Watch what people actually do, not what they say:

  • Accumulation phase: Smart money is buying, volume is high on dips, rallies are weak. Retail is selling.
  • Distribution phase: Smart money is selling, volume is high on rallies, dips don’t get bought. Retail is buying.
  • Transition phase: Longs are opening at tops (FOMO), shorts are opening at bottoms (capitulation). Extremes create reversals.

You can measure this with funding rates, open interest on perpetuals, and stablecoin flows.

When funding rates are at 0.15%+ daily, longs are overleveraged. One push lower liquidates them. Top is near.

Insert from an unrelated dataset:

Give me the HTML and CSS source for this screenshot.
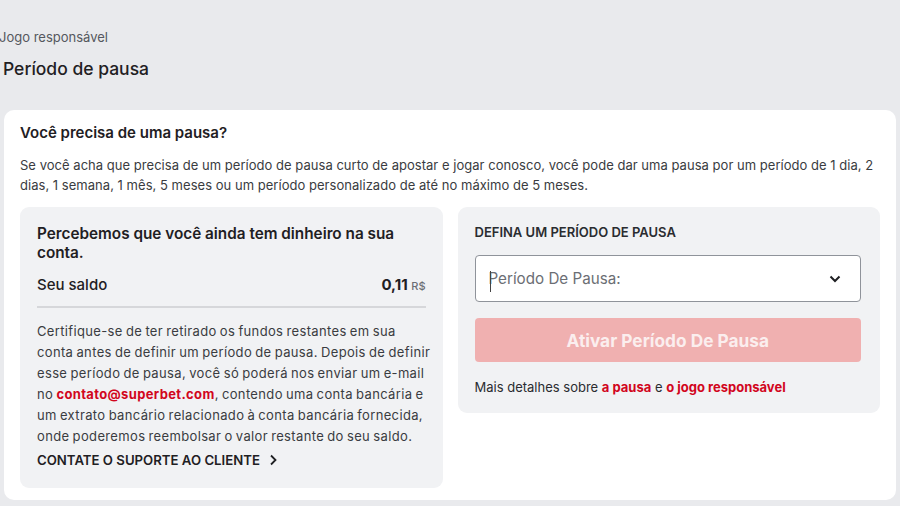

When funding rates are negative and open interest is collapsing, shorts are capitulated. One push higher and the panic rally is on.

The Hardest Part

The hardest part of trading reversals isn’t identifying them. It’s waiting.

You know distribution is happening, but Bitcoin still goes up for 3 more months. Do you short now? Or wait?

You know accumulation is forming, but Bitcoin drops another 40%. Do you buy now? Or wait?

Most traders can’t handle this. They enter too early and get shaken out.

The professionals? They wait for confirmation. They don’t fight the trend until the trend has already started turning.

Reversals and You

If you understand that reversals are psychological before they’re technical, you’ll have patience.

Bottoms aren’t one-day events. They’re 2-4 month processes where institutions slowly buy and price does nothing impressive.

Tops aren’t one-day events. They’re 3-4 month processes where retail FOMOs and smart money slowly exits.

Your edge is in recognizing which psychological phase the market is in, and positioning accordingly before everyone else figures it out.

That’s when you make money. Not at the exact turn (that’s luck), but in the lead-up to the turn.


Stop staring at charts looking for the perfect reversal candle. Start reading the market psychology.

The reversal is already happening. You’re just waiting for the crowd to realize it.